(Via Jane Hamsher) Back in mid-February during the fight over the stimulus package, Senator Chris Dodd was pushing for retroactive restrictions on bonuses paid to employees of financial companies receiving bailout money. This measure, which would have applied to AIG bonuses, was opposed by both Wall Street and the Obama administration:
As word spread Friday about the new and retroactive limit -- inserted by Democratic Sen. Christopher Dodd of Connecticut -- so did consternation on Wall Street and in the Obama administration, which opposed it.
Both Larry Summers and Tim Geithner personally asked Senator Dodd to remove the retroactive provision, because they thought it meant banks would give the government its money back:
The administration is concerned the rules will prompt a wave of banks to return the government's money and forgo future assistance, undermining the aid program's effectiveness. Both Treasury Secretary Timothy Geithner and Lawrence Summers, who heads the National Economic Council, had called Sen. Dodd and asked him to reconsider, these people said.
Word of the bonuses last week stirred such deep consternation inside the Obama administration that Treasury Secretary Timothy F. Geithner told the firm they were unacceptable and demanded they be renegotiated, a senior administration official said.(...)
The administration official said the Treasury Department did its own legal analysis and concluded that those contracts could not be broken. The official noted that even a provision recently pushed through Congress by Senator Christopher J. Dodd, a Connecticut Democrat, had an exemption for such bonus agreements already in place.

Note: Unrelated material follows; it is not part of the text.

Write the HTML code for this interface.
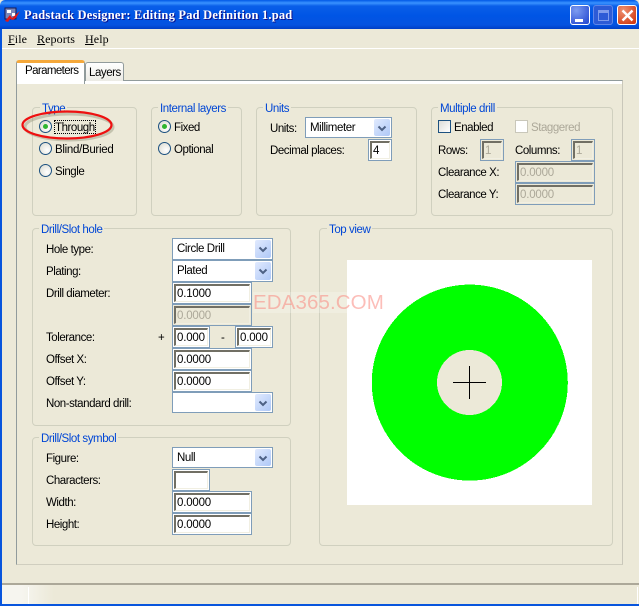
<!DOCTYPE html>
<html><head><meta charset="utf-8"><style>
html,body{margin:0;padding:0;background:#ece9d8;}
#w{position:relative;width:639px;height:606px;overflow:hidden;background:#ece9d8;font-family:"Liberation Sans",sans-serif;font-size:11.5px;color:#000;}
#w div,#w span.a{position:absolute;box-sizing:border-box;}
.t{white-space:nowrap;line-height:14px;height:14px;letter-spacing:-.45px;margin-top:1px;}
.g{border:1px solid #d0d0bf;border-radius:4px;}
.l{color:#0046d5;background:#ece9d8;padding:0 2px;white-space:nowrap;line-height:14px;height:14px;letter-spacing:-.42px;margin-top:1px;}
.f{background:#fff;border:1px solid #7f9db9;border-radius:0;}
.f>i{position:absolute;left:1px;top:1px;right:1px;bottom:1px;border-top:2px solid #716f64;border-left:2px solid #716f64;border-right:1px solid #f1efe2;border-bottom:1px solid #f1efe2;display:block;padding-left:1px;font-style:normal;line-height:16px;letter-spacing:-.2px;white-space:nowrap;overflow:hidden;}
.f.d{background:#ece9d8;}
.f.d>i{color:#aca899;}
.s{background:#fff;border:1px solid #7f9db9;line-height:20px;padding-left:4px;letter-spacing:-.4px;white-space:nowrap;}
.b{position:absolute;right:1px;top:1px;bottom:1px;width:16px;background:linear-gradient(135deg,#e1eafe,#aec8f7);border-radius:2px;}
.b svg{position:absolute;left:3px;top:6px;}
.r{width:13px;height:13px;border-radius:50%;border:1px solid #1c5180;background:radial-gradient(circle at 65% 65%,#fff,#dcdcd2 90%);}
.r.c:after{content:"";position:absolute;left:3px;top:3px;width:5px;height:5px;border-radius:50%;background:#2fb52f;}
</style></head><body><div id="w">

<div style="left:0;top:0;width:639px;height:29px;background:linear-gradient(#0058e6 0,#3a93ff 3px,#0a5fe8 6px,#0055e5 16px,#0553e0 25px,#003fc4 29px);border-radius:5px 5px 0 0;"></div>
<svg style="position:absolute;left:4px;top:7px" width="18" height="16" viewBox="0 0 18 16"><rect x="1" y="1" width="11" height="11" fill="#7a86b8" stroke="#1a1a50"/><rect x="3" y="3" width="4" height="3" fill="#fff"/><rect x="8" y="6" width="3" height="3" fill="#fff"/><path d="M1 14 L6 8 L8 11 L16 4 L12 11 L9 13 L6 12 L4 15Z" fill="#e01818"/></svg>
<div class="t" style="left:24px;top:8px;margin:0;color:#fff;font:bold 12.5px/14px 'Liberation Serif',serif;letter-spacing:.2px;text-shadow:1px 1px 0 #0f1089;height:14px;">Padstack Designer: Editing Pad Definition 1.pad</div>
<div style="left:570px;top:5px;width:20px;height:20px;border:1px solid #fff;border-radius:3px;background:radial-gradient(circle at 30% 25%,#7d9cf0,#2c50d4 85%);"><div style="left:4px;top:13px;width:8px;height:3px;background:#fff;"></div></div>
<div style="left:593px;top:5px;width:20px;height:20px;border:1px solid #5f86e8;border-radius:3px;background:#2d5bd6;"><div style="left:4px;top:4px;width:11px;height:11px;border:1px solid #7f9cec;border-top:3px solid #7f9cec;"></div></div>
<div style="left:617px;top:5px;width:20px;height:20px;border:1px solid #fff;border-radius:3px;background:radial-gradient(circle at 30% 25%,#ee9272,#d23c14 85%);"><svg style="position:absolute;left:3px;top:3px" width="13" height="13"><path d="M1.5 1.5L11.5 11.5M11.5 1.5L1.5 11.5" stroke="#fff" stroke-width="2.4"/></svg></div>

<div style="left:0;top:29px;width:2px;height:577px;background:#0855dd;"></div>
<div style="left:0;top:604px;width:639px;height:2px;background:#0855dd;"></div>

<div class="t" style="left:8px;top:32px;margin:0;font:12px/14px 'Liberation Serif',serif;letter-spacing:.1px;"><u>F</u>ile</div>
<div class="t" style="left:37px;top:32px;margin:0;font:12px/14px 'Liberation Serif',serif;letter-spacing:.1px;"><u>R</u>eports</div>
<div class="t" style="left:85px;top:32px;margin:0;font:12px/14px 'Liberation Serif',serif;letter-spacing:.1px;"><u>H</u>elp</div>
<div style="left:2px;top:48px;width:637px;height:1px;background:#fff;"></div>

<div style="left:16px;top:80px;width:607px;height:485px;border:1px solid #919b9c;border-right-color:#c9c7ba;border-bottom-color:#d0cebf;background:#ece9d8;"><div style="left:0;top:0;right:0;height:3px;background:#fff;"></div></div>

<div style="left:85px;top:62px;width:39px;height:19px;background:linear-gradient(#fff,#ecebe5);border:1px solid #919b9c;border-bottom:none;border-radius:3px 3px 0 0;"></div>
<div class="t" style="left:89px;top:65px;">Layers</div>
<div style="left:16px;top:60px;width:69px;height:24px;background:#fff;border-left:1px solid #919b9c;border-right:1px solid #919b9c;border-top:3px solid #f5a83a;border-radius:3px 3px 0 0;"></div>
<div class="t" style="left:25px;top:63px;letter-spacing:-.6px;">Parameters</div>

<div class="g" style="left:32px;top:107px;width:105px;height:109px;"></div><div class="l" style="left:40px;top:101px;">Type</div>
<div class="g" style="left:151px;top:107px;width:91px;height:109px;"></div><div class="l" style="left:158px;top:101px;">Internal layers</div>
<div class="g" style="left:256px;top:107px;width:161px;height:109px;"></div><div class="l" style="left:263px;top:101px;">Units</div>
<div class="g" style="left:431px;top:107px;width:182px;height:109px;"></div><div class="l" style="left:438px;top:101px;">Multiple drill</div>
<div class="g" style="left:32px;top:228px;width:259px;height:198px;"></div><div class="l" style="left:39px;top:222px;">Drill/Slot hole</div>
<div class="g" style="left:32px;top:437px;width:259px;height:109px;"></div><div class="l" style="left:39px;top:431px;">Drill/Slot symbol</div>
<div class="g" style="left:319px;top:228px;width:294px;height:318px;"></div><div class="l" style="left:327px;top:222px;">Top view</div>

<div class="r c" style="left:39px;top:120px;"></div><div class="t" style="left:55px;top:120px;">Through</div>
<div style="left:54px;top:120px;width:42px;height:14px;border:1px dotted #000;"></div>
<div class="r" style="left:39px;top:142px;"></div><div class="t" style="left:55px;top:142px;letter-spacing:-.3px;">Blind/Buried</div>
<div class="r" style="left:39px;top:164px;"></div><div class="t" style="left:55px;top:164px;">Single</div>
<div class="r c" style="left:158px;top:120px;"></div><div class="t" style="left:174px;top:120px;">Fixed</div>
<div class="r" style="left:158px;top:142px;"></div><div class="t" style="left:174px;top:142px;">Optional</div>

<div class="t" style="left:270px;top:121px;">Units:</div>
<div class="s" style="left:305px;top:117px;width:87px;height:21px;">Millimeter<div class="b"><svg width="10" height="8"><path d="M1.5 1.5L5 5L8.5 1.5" fill="none" stroke="#4d6185" stroke-width="2"/></svg></div></div>
<div class="t" style="left:270px;top:143px;">Decimal places:</div>
<div class="f" style="left:368px;top:139px;width:24px;height:22px;"><i>4</i></div>

<div style="left:438px;top:120px;width:13px;height:13px;border:1px solid #1c5180;background:linear-gradient(135deg,#dcdcd7,#fff);"></div><div class="t" style="left:454px;top:120px;">Enabled</div>
<div style="left:515px;top:120px;width:13px;height:13px;border:1px solid #c9c7ba;background:#fff;"></div><div class="t" style="left:531px;top:120px;color:#aca899;">Staggered</div>
<div class="t" style="left:438px;top:143px;">Rows:</div>
<div class="f d" style="left:480px;top:139px;width:24px;height:22px;"><i>1</i></div>
<div class="t" style="left:515px;top:143px;">Columns:</div>
<div class="f d" style="left:571px;top:139px;width:24px;height:22px;"><i>1</i></div>
<div class="t" style="left:438px;top:165px;">Clearance X:</div>
<div class="f d" style="left:515px;top:161px;width:80px;height:22px;"><i>0.0000</i></div>
<div class="t" style="left:438px;top:187px;">Clearance Y:</div>
<div class="f d" style="left:515px;top:183px;width:80px;height:22px;"><i>0.0000</i></div>

<div class="t" style="left:46px;top:242px;">Hole type:</div>
<div class="s" style="left:172px;top:238px;width:101px;height:22px;">Circle Drill<div class="b"><svg width="10" height="8"><path d="M1.5 1.5L5 5L8.5 1.5" fill="none" stroke="#4d6185" stroke-width="2"/></svg></div></div>
<div class="t" style="left:46px;top:264px;">Plating:</div>
<div class="s" style="left:172px;top:260px;width:101px;height:22px;">Plated<div class="b"><svg width="10" height="8"><path d="M1.5 1.5L5 5L8.5 1.5" fill="none" stroke="#4d6185" stroke-width="2"/></svg></div></div>
<div class="t" style="left:46px;top:286px;">Drill diameter:</div>
<div class="f" style="left:172px;top:282px;width:80px;height:22px;"><i>0.1000</i></div>
<div class="f d" style="left:172px;top:304px;width:80px;height:22px;"><i>0.0000</i></div>
<div class="t" style="left:46px;top:330px;">Tolerance:</div>
<div class="t" style="left:158px;top:330px;">+</div>
<div class="f" style="left:172px;top:326px;width:38px;height:22px;"><i>0.000</i></div>
<div class="t" style="left:221px;top:330px;">-</div>
<div class="f" style="left:235px;top:326px;width:38px;height:22px;"><i>0.000</i></div>
<div class="t" style="left:46px;top:352px;">Offset X:</div>
<div class="f" style="left:172px;top:348px;width:80px;height:22px;"><i>0.0000</i></div>
<div class="t" style="left:46px;top:374px;">Offset Y:</div>
<div class="f" style="left:172px;top:370px;width:80px;height:22px;"><i>0.0000</i></div>
<div class="t" style="left:46px;top:396px;">Non-standard drill:</div>
<div class="s" style="left:172px;top:392px;width:101px;height:21px;"><div class="b"><svg width="10" height="8"><path d="M1.5 1.5L5 5L8.5 1.5" fill="none" stroke="#4d6185" stroke-width="2"/></svg></div></div>

<div class="t" style="left:46px;top:451px;">Figure:</div>
<div class="s" style="left:172px;top:447px;width:101px;height:21px;">Null<div class="b"><svg width="10" height="8"><path d="M1.5 1.5L5 5L8.5 1.5" fill="none" stroke="#4d6185" stroke-width="2"/></svg></div></div>
<div class="t" style="left:46px;top:473px;">Characters:</div>
<div class="f" style="left:172px;top:469px;width:38px;height:22px;"><i></i></div>
<div class="t" style="left:46px;top:495px;">Width:</div>
<div class="f" style="left:172px;top:491px;width:80px;height:22px;"><i>0.0000</i></div>
<div class="t" style="left:46px;top:517px;">Height:</div>
<div class="f" style="left:172px;top:513px;width:80px;height:22px;"><i>0.0000</i></div>

<div style="left:347px;top:260px;width:245px;height:245px;background:#fff;"></div>
<svg style="position:absolute;left:347px;top:260px" width="245" height="245" shape-rendering="crispEdges"><circle cx="122.8" cy="122.6" r="98" fill="#00ff00"/><circle cx="122.5" cy="122.5" r="32.5" fill="#ece9d8"/><path d="M106 122.5H139M122.5 106V139" stroke="#000" stroke-width="1"/></svg>

<div style="left:253px;top:292px;width:94px;height:21px;background:#fff;opacity:.22;"></div>
<div class="t" style="left:253px;top:291px;height:22px;line-height:22px;font-size:20.5px;color:#fa8a80;opacity:.55;letter-spacing:.1px;">EDA365.COM</div>

<svg style="position:absolute;left:0;top:100px" width="130" height="50"><ellipse cx="69" cy="27" rx="44" ry="13" fill="none" stroke="#8a8a70" stroke-opacity=".4" stroke-width="3"/><ellipse cx="67" cy="25" rx="44.5" ry="13.5" fill="none" stroke="#ee1010" stroke-width="2.2"/></svg>

<div style="left:2px;top:583px;width:637px;height:2px;background:#aca899;"></div>
<div style="left:2px;top:585px;width:637px;height:19px;background:linear-gradient(90deg,#f6f5ef 0,#f6f5ef 20px,#ece9d8 52px);"></div>
<div style="left:28px;top:587px;width:1px;height:17px;background:#fff;"></div>
<div style="left:637px;top:587px;width:1px;height:17px;background:#fff;"></div>

</div></body></html>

Don't forget that Chris Dodd is the most endangered Democratic Senate incumbent in 2010, as he currently trails his Republican challenger Robert Simmons. Hard to imagine how Dodd's re-election chances will be helped by a senior White House source telling the New York Times that Dodd is to blame for the AIG bonuses.
Last month, Senator Chris Dodd proposed legislation that would have stripped the bonuses in the past, present and future.
Tim Geithner and Larry Summers both personally asked Chris Dodd to drop that legislation. He refused.
The legislation was dropped during the conference report anyway.
Tim Geithner claims that, after looking into it for months, he determined there was no way he could have stopped the bonuses. Larry Summers agrees.
A senior White House source tells the New York Times that Geithner is ourtaged by the bonuses. However, the source notes that Geithner's analysis concluded that Chris Dodd, the most vulnerable Democratic Senator in 2010, is to blame for this because he wrote an exemption for AIG into recent legislation. This is even though Geithner and Summers both personally asked Dodd to drop legislation that would have retroactively stripped the AIG bonuses.
Now, some elements inside the administration have reached the point where they are placing blame for something Geithner and Summers did--block legislation that would have stripped the bonuses--on the person who wrote the legislation that would have stripped the bonuses. And that person just happens to be the most vulnerable Democratic Senators in 2010.
Glad to see that some senior administration officials value Geithner and Summers more than either Democratic Senate seats, or even more than honesty. There is a serious problem inside the Obama administration on this matter, and dismissals are needed to solve it.
In a related development, Republicans tied Democrats in the congressional generic ballot in one poll today, and took the lead in the other. I guess the new "Geithner uber alles" strategy isn't working out to well for Democrats.